Study on the coupling vibration mechanism and amplitude-frequency modulation characteristics of electromechanical composite transmission system used in HEV

With the automotive industry transitioning toward electrification, electromechanical composite transmission (EMT) system have emerged as a new-generation powertrain solution for heavy-duty vehicles. The incorporation of permanent magnet synchronous motor (PMSM) in EMT system not only significantly enhances off-road mobility, fuel efficiency, and dynamic response performance but also introduces novel electro-mechanical-magnetic coupling characteristics. And the electro-mechanical-magnetic coupling characteristics may induce coupled vibrations, thereby affecting the overall operational performance of the EMT system.
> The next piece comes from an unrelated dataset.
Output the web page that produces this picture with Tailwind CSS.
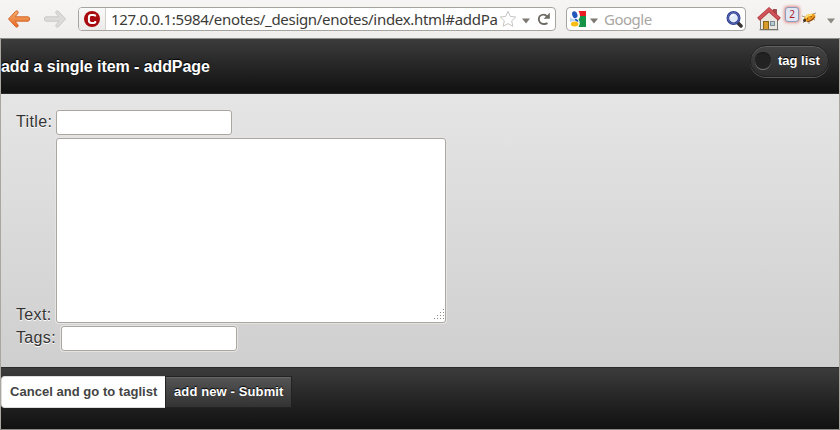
<!DOCTYPE html>
<html lang="en">
<head>
<meta charset="utf-8">
<title>addPage</title>
<script src="https://cdn.jsdelivr.net/npm/@tailwindcss/browser@4"></script>
</head>
<body class="w-[840px] h-[430px] overflow-hidden bg-[#f2f1f0] font-['Liberation_Sans',Arial,sans-serif]">
<div class="flex flex-col w-[840px] h-[430px] border-b border-[#8c8a86]">
  <nav class="flex h-[39px] shrink-0 items-start border-b border-[#8b8e88] bg-linear-to-b from-[#f6f5f4] to-[#efeeec] pt-[7px] pl-[7px] font-['Noto_Sans',sans-serif]">
    <svg class="mt-[2px] w-6 h-5 shrink-0" viewBox="0 0 24 20">
      <defs><linearGradient id="o" x1="0" y1="0" x2="0" y2="1"><stop offset="0" stop-color="#f3b071"/><stop offset="1" stop-color="#e8681f"/></linearGradient></defs>
      <path d="M1.5 10 8.7 2.2Q10.6 1 11.3 3.2 11.4 4.2 8 7.8H21Q22.6 8 22.6 10T21 12.2H8Q11.4 15.8 11.3 16.8 10.6 19 8.7 17.8Z" fill="url(#o)" stroke="#d5672c" stroke-linejoin="round"/>
    </svg>
    <svg class="mt-[2px] ml-3 w-6 h-5 shrink-0" viewBox="0 0 24 20">
      <path d="M22.5 10 15.3 2.2Q13.4 1 12.7 3.2 12.6 4.2 16 7.8H3Q1.4 8 1.4 10T3 12.2H16Q12.6 15.8 12.7 16.8 13.4 19 15.3 17.8Z" fill="#dddbd9" stroke="#cbc8c5" stroke-linejoin="round"/>
    </svg>
    <div class="ml-[11px] flex h-6 w-[478px] shrink-0 overflow-hidden rounded-[4px] border border-[#a6a49f] bg-white">
      <div class="flex w-[27px] shrink-0 justify-center border-r border-[#d4d1cd] bg-linear-to-b from-[#fafafa] to-[#ebeae8] pt-[3px]">
        <svg class="size-4" viewBox="0 0 16 16"><circle cx="8" cy="8" r="8" fill="#a80b0e"/><path d="M11.2 5.6V4.6Q10.8 4 9.5 4H7.4Q4.9 4 4.9 6.4V9.6Q4.9 12 7.4 12H9.5Q10.8 12 11.2 11.2V10" fill="none" stroke="#fff" stroke-width="2"/></svg>
      </div>
      <div class="w-[391px] shrink-0 whitespace-nowrap pl-[5px] text-[15px] leading-[23px] tracking-[-0.31px] text-[#3c3b37]">127.0.0.1:5984/enotes/_design/enotes/index.html#addPa</div>
      <svg class="ml-[2px] mt-[2px] size-[18px] shrink-0" viewBox="0 0 18 18"><path d="M9 1.3 11.3 6.4 16.8 7 12.7 10.8 13.8 16.3 9 13.6 4.2 16.3 5.3 10.8 1.2 7 6.7 6.4Z" fill="#fefefe" stroke="#c7c5c2"/></svg>
      <svg class="ml-[5px] mt-[10px] h-[6px] w-2 shrink-0" viewBox="0 0 8 6"><path d="M0 .5H8L4 5.5Z" fill="#7c7973"/></svg>
      <svg class="ml-[7px] mt-[4px] size-[14px] shrink-0" viewBox="0 0 14 14"><path d="M10.5 11.1Q8.5 12.3 6.5 12A4.7 4.7 0 0 1 6.5 2.6Q8.5 2.5 10 4.5" fill="none" stroke="#6f6b65" stroke-width="1.9"/><path d="M12.8 .8V6.8H6.6Z" fill="#6f6b65"/></svg>
    </div>
    <div class="ml-[10px] flex h-6 w-[180px] shrink-0 rounded-[4px] border border-[#a6a49f] bg-white">
      <svg class="ml-[3px] mt-[3px] size-4 shrink-0" viewBox="0 0 16 16"><path d="M0 0H16V16H0Z" fill="#fff"/><path d="M8.5 0H16V5H10Q10 2 8.5 0Z" fill="#ec1c24"/><path d="M10 5H16V16H8.5Q11 12 8.5 8.5Q10 7 10 5Z" fill="#169548"/><ellipse cx="4.8" cy="3.7" rx="2.6" ry="3.5" transform="rotate(-18 4.8 3.7)" fill="#2258bd"/><path d="M0 5.5Q1 8.3 4.5 8.2L5 10Q2 10.2 0 11Z" fill="#b8d1f5"/><path d="M4.8 7.8Q8.5 8.2 8.3 11L5.5 10Z" fill="#2258bd"/><ellipse cx="4.7" cy="13.1" rx="3.8" ry="2.5" fill="#f8bd16"/></svg>
      <svg class="ml-1 mt-[10px] h-[6px] w-2 shrink-0" viewBox="0 0 8 6"><path d="M0 .5H8L4 5.5Z" fill="#7c7973"/></svg>
      <div class="ml-[6px] w-[122px] text-[15px] leading-[23px] tracking-[-0.5px] text-[#a9a7a3]">Google</div>
      <svg class="mt-[3px] size-[17px] shrink-0" viewBox="0 0 17 17"><path d="M11.5 11.5 15 15" stroke="#383332" stroke-width="3.5" stroke-linecap="round"/><circle cx="7.5" cy="7" r="5.7" fill="#e3ebfa" stroke="#303d8e" stroke-width="2.6"/><circle cx="7.5" cy="7" r="5.6" fill="none" stroke="#6680ca" stroke-width=".7"/><path d="M5 6Q5.7 4 8 4" fill="none" stroke="#fff" stroke-width="1.5"/></svg>
    </div>
    <svg class="ml-[11px] size-6 shrink-0" viewBox="0 0 24 24"><path d="M16 2.5H19.5V9H16Z" fill="#a74949" stroke="#873333" stroke-width=".7"/><path d="M3.5 11 12 4 20.5 11V22.5H3.5Z" fill="#e9e6df" stroke="#77756f"/><path d="M1.5 12.2 12 2.8 22.5 12.2" fill="none" stroke="#ad3038" stroke-width="4"/><path d="M2 11.7 12 2.6 22 11.7" fill="none" stroke="#d0555a" stroke-width="2.6"/><rect x="6.5" y="14.5" width="5" height="8" fill="#d59a2b" stroke="#8b641a"/><rect x="13.5" y="14.5" width="4" height="4" fill="#b7cad3" stroke="#7f8d93"/><path d="M2.5 22.8H21.5" stroke="#77756f"/></svg>
    <div class="ml-[4px] flex h-[15px] w-[14px] shrink-0 items-center justify-center rounded-[3px] border border-[#8d9cb7] bg-[#e0e6f2] text-[10px] text-[#b11c2c] shadow-[0_0_3px_1px_#e2938f]">2</div>
    <svg class="ml-[2px] mt-[4px] h-[14px] w-4 shrink-0" viewBox="0 0 16 14"><g stroke="#77705f" stroke-width=".7"><path d="M4 6 1 5M4 10 2 12M8 10V13M12 8 14 9M12 3 15 2"/></g><g transform="rotate(-22 8 7)"><ellipse cx="8.8" cy="7" rx="6" ry="3.6" fill="#ed9d20"/><path d="M5 9.8Q9 11 13.8 8" stroke="#8a3d14" stroke-width="1.2" fill="none"/><path d="M6 7.3h1M10 6.6h1" stroke="#68350f" stroke-width="1.2"/><path d="M5 5.4Q8 3.4 12 5.2" stroke="#ffdf75" fill="none" stroke-width="1.8"/><circle cx="3" cy="7.6" r="1.6" fill="#443626"/></g></svg>
    <svg class="ml-[10px] mt-[11px] h-[6px] w-2 shrink-0" viewBox="0 0 8 6"><path d="M0 .5H8L4 5.5Z" fill="#8b8882"/></svg>
  </nav>
  <div class="flex flex-1 flex-col border-x border-l-[#aaa6a0] border-r-[#aaa6a0]">
    <header class="flex h-[55px] shrink-0 justify-between border-b border-[#2a2a2a] bg-linear-to-b from-[#3c3c3c] to-[#111]">
      <h1 class="mt-[18px] text-[16px] leading-5 font-bold tracking-[-0.07px] text-white [text-shadow:0_-1px_1px_#000]">add a single item - addPage</h1>
      <a class="mt-[6px] mr-[10px] flex h-[32px] w-[79px] items-center rounded-full border border-[#222] bg-linear-to-b from-[#444] to-[#2d2d2d] pl-[4px] text-[13px] font-bold text-white shadow-[inset_0_1px_0_#606060,0_1px_0_#555] [text-shadow:0_-1px_1px_#000]"><span class="mr-[7px] size-4 shrink-0 rounded-full bg-[#222] shadow-[0_1px_0_#777,0_-1px_0_#171717]"></span><span class="whitespace-nowrap">tag list</span></a>
    </header>
    <main class="h-[273px] shrink-0 bg-linear-to-b from-[#e5e5e5] to-[#cfcfcf] px-[15px] pt-[15px] text-[16px] tracking-[0.35px] text-[#333] [text-shadow:0_1px_0_#fff]">
      <div class="flex h-[29px] items-start"><label class="w-10 shrink-0 leading-[25px]">Title:</label><div class="mt-px h-[25px] w-[176px] rounded-[3px] border border-[#aaa6a0] bg-white shadow-[0_0_0_1px_#e5e4e3]"></div></div>
      <div class="flex h-[187px] items-start"><label class="mt-[166px] w-10 shrink-0 leading-[22px]">Text:</label>
        <div class="flex h-[185px] w-[390px] items-end justify-end rounded-[3px] border border-[#aaa6a0] bg-white pr-px pb-[2px] shadow-[0_0_0_1px_#e5e4e3]"><svg class="size-[11px]" viewBox="0 0 11 11" fill="#8d8a84" shape-rendering="crispEdges"><path d="M10 0h1v1h-1zM7 3h1v1H7zM10 3h1v1h-1zM4 6h1v1H4zM7 6h1v1H7zM10 6h1v1h-1zM1 9h1v1H1zM4 9h1v1H4zM7 9h1v1H7zM10 9h1v1h-1z"/></svg></div></div>
      <div class="flex items-start"><label class="w-[45px] shrink-0 leading-[25px]">Tags:</label><div class="mt-px h-[25px] w-[176px] rounded-[3px] border border-[#aaa6a0] bg-white shadow-[0_0_0_1px_#e5e4e3]"></div></div>
    </main>
    <footer class="flex flex-1 items-start border-t border-[#2a2a2a] bg-linear-to-b from-[#3c3c3c] to-[#111] pt-[8px] text-[13px] leading-[30px] font-bold">
      <a class="h-8 w-[164px] rounded-l-[4px] border border-r-0 border-[#ddd] bg-white pl-2 tracking-[0.03px] whitespace-nowrap text-[#444]">Cancel and go to taglist</a>
      <a class="h-8 w-[127px] border border-[#222] bg-linear-to-b from-[#555] to-[#333] pl-2 tracking-[0.12px] whitespace-nowrap text-white shadow-[inset_0_1px_0_#666] [text-shadow:0_-1px_1px_#000]">add new - Submit</a>
    </footer>
  </div>
</div>
</body>
</html>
Therefore, it is crucial to elucidate this coupling mechanism in EMT system. This study develops an EMT dynamic model based on Lagrange-Maxwell equations that incorporates multiple nonlinear factors including current harmonics, time-varying mesh stiffness, gear backlash, and transmission errors. Furthermore, a characterization method for the machine-electricity-magnet coupling interface is innovatively proposed. Subsequently analytical expressions for coupled vibration signals are derived by integrating coupling interface model and Amplitude-Frequency Modulation (AFM) analysis, thereby elucidating the underlying electro-mechanical-magnetic coupling mechanisms among multiple physical fields. Ultimately, the AFM laws are validated by numerical simulations and experimental tests based on the developed model and derived expressions. The results demonstrate that coupled vibration signals from the mechanical subsystem and electrical subsystem exhibit asymmetric sidebands around their respective carrier frequencies—gear meshing frequency and electrical frequency—modulated by component rotational frequencies. The revealed AFM mechanism provides a theoretical foundation for excitation source decoupling, vibration suppression strategy formulation, and EMT system optimization.